§ EXERCISE DIRECTIONS:
Copy each line of the records that holds the string "styles".

§ TASK INPUT:
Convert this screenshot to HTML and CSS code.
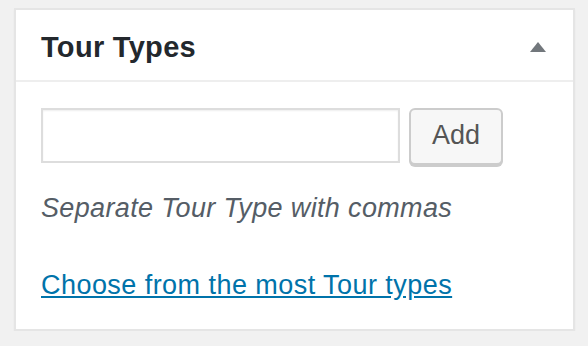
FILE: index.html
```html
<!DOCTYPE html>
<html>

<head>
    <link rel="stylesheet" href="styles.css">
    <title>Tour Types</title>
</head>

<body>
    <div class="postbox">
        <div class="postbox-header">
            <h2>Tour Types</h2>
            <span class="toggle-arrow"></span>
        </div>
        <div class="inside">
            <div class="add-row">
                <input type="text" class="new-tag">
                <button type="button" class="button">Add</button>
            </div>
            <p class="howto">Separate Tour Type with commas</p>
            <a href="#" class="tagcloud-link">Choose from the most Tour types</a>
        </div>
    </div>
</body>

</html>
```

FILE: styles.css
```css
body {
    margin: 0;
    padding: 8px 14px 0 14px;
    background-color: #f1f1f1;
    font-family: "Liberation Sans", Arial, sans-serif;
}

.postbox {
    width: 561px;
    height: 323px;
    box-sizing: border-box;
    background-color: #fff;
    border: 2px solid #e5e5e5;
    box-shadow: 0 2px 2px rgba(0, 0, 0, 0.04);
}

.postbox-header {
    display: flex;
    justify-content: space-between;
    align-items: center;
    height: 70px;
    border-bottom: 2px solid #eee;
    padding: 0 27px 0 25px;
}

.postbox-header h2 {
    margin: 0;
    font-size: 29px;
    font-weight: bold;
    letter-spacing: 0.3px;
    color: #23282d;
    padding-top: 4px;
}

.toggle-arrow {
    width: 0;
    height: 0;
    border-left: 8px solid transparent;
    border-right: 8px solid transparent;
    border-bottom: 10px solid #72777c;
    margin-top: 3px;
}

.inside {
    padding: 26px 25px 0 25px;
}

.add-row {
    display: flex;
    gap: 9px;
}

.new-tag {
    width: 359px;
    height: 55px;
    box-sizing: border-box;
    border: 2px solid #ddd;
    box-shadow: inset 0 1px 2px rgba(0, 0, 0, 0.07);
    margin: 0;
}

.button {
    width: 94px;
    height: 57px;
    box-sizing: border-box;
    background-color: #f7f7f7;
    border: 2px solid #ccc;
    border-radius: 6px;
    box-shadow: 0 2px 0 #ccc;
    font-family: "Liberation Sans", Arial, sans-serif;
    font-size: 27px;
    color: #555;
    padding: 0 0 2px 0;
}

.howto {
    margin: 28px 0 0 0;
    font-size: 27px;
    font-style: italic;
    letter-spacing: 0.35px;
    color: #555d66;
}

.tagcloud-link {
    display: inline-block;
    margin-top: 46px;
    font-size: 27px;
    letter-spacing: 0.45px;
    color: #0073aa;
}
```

...

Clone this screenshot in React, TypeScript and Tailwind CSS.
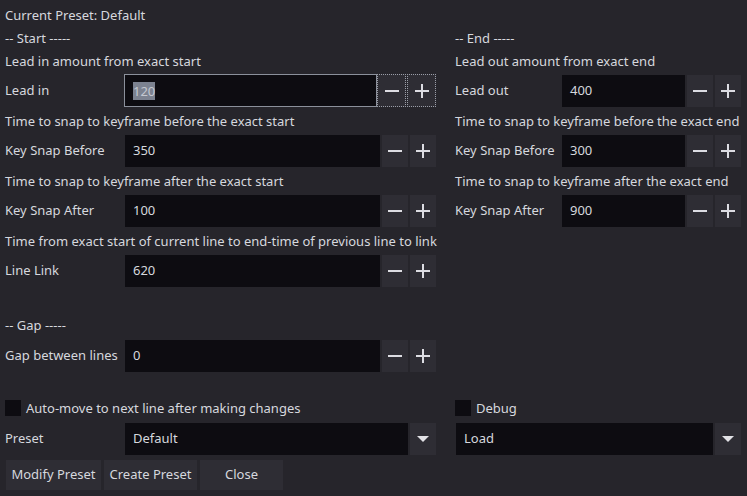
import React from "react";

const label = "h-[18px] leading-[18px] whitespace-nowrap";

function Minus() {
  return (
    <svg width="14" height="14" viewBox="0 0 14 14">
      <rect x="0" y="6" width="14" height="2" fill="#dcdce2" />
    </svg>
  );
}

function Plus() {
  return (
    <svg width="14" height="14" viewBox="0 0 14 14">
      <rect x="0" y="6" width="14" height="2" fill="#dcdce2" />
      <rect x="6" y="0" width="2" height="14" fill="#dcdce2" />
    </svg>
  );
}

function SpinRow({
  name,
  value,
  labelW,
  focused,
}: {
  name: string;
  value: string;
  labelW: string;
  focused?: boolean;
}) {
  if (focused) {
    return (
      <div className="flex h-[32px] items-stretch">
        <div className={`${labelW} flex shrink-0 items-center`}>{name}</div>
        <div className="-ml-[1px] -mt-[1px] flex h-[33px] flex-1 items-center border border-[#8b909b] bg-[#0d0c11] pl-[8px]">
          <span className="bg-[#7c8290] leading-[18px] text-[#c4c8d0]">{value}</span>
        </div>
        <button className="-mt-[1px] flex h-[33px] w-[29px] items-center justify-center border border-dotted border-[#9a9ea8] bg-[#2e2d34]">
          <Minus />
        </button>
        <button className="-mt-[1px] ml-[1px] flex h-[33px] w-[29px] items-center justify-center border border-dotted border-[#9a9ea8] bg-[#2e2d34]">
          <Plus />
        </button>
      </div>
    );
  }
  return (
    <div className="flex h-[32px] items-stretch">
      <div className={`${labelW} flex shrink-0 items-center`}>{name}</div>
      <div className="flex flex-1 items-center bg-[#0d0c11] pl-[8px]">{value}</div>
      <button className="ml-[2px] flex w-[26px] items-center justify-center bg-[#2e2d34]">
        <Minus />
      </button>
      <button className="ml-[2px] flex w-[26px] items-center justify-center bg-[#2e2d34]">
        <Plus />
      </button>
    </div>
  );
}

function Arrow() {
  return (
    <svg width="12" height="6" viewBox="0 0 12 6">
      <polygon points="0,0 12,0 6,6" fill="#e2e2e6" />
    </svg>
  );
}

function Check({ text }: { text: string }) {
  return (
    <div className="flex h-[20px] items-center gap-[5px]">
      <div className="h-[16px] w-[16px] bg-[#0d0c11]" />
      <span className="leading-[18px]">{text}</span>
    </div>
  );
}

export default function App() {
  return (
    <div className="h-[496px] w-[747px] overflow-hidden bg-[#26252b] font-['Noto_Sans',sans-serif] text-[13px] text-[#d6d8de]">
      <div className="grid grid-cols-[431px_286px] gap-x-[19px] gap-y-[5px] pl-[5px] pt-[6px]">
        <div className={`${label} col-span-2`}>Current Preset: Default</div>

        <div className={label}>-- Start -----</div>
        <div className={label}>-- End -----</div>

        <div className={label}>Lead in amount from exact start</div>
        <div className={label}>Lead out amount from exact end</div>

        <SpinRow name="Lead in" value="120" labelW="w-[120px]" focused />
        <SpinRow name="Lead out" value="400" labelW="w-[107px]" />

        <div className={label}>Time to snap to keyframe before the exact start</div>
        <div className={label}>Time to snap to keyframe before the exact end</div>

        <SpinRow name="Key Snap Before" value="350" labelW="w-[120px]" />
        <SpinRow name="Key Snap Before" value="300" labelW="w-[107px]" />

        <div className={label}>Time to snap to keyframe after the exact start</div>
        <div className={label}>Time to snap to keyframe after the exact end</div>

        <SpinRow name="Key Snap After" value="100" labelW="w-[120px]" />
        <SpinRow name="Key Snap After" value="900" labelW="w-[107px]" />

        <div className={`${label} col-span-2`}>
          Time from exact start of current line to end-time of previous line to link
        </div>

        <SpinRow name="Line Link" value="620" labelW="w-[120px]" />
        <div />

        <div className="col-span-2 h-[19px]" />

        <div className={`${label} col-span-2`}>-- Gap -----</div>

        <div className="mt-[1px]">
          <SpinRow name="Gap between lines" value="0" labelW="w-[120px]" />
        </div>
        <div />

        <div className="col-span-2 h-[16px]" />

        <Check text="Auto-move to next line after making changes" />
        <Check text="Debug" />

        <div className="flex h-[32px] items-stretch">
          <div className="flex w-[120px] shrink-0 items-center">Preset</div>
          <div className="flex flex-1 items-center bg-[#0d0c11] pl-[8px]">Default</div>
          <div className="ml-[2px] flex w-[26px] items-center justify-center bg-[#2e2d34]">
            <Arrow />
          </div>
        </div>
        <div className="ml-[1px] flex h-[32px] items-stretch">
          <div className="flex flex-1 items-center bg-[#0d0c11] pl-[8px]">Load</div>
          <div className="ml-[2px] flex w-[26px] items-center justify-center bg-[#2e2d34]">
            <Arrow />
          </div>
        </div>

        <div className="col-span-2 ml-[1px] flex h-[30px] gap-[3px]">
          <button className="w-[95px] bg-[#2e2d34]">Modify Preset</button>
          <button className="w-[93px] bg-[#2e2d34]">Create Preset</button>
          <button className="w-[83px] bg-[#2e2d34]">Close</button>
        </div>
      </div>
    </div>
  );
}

--

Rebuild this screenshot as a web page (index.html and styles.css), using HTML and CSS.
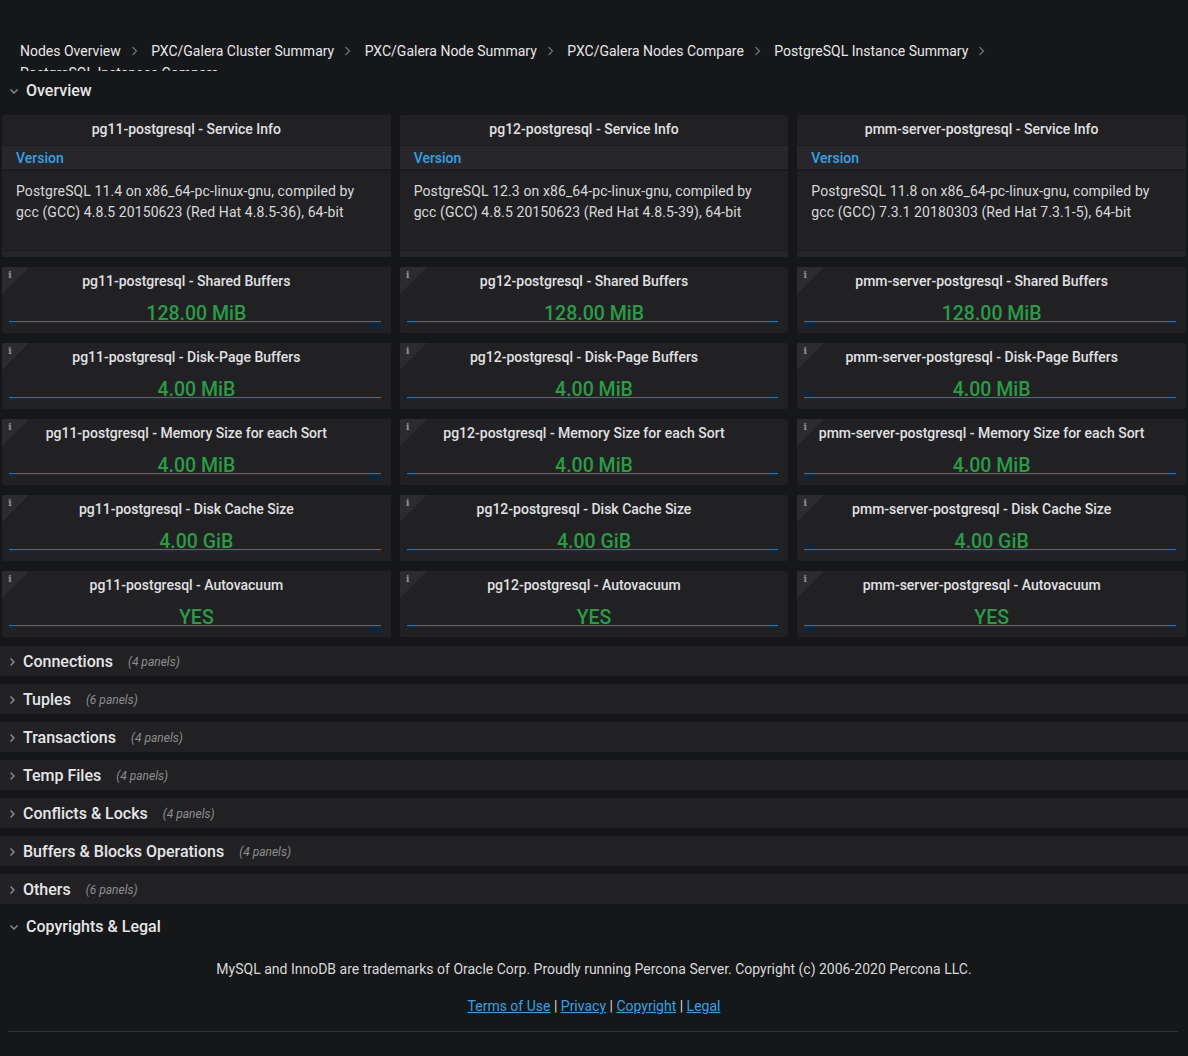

§ RESULT:
    <link rel="stylesheet" href="styles.css">
FILE: styles.css
Rebuild this screenshot as a web page (index.html and styles.css), using HTML and CSS.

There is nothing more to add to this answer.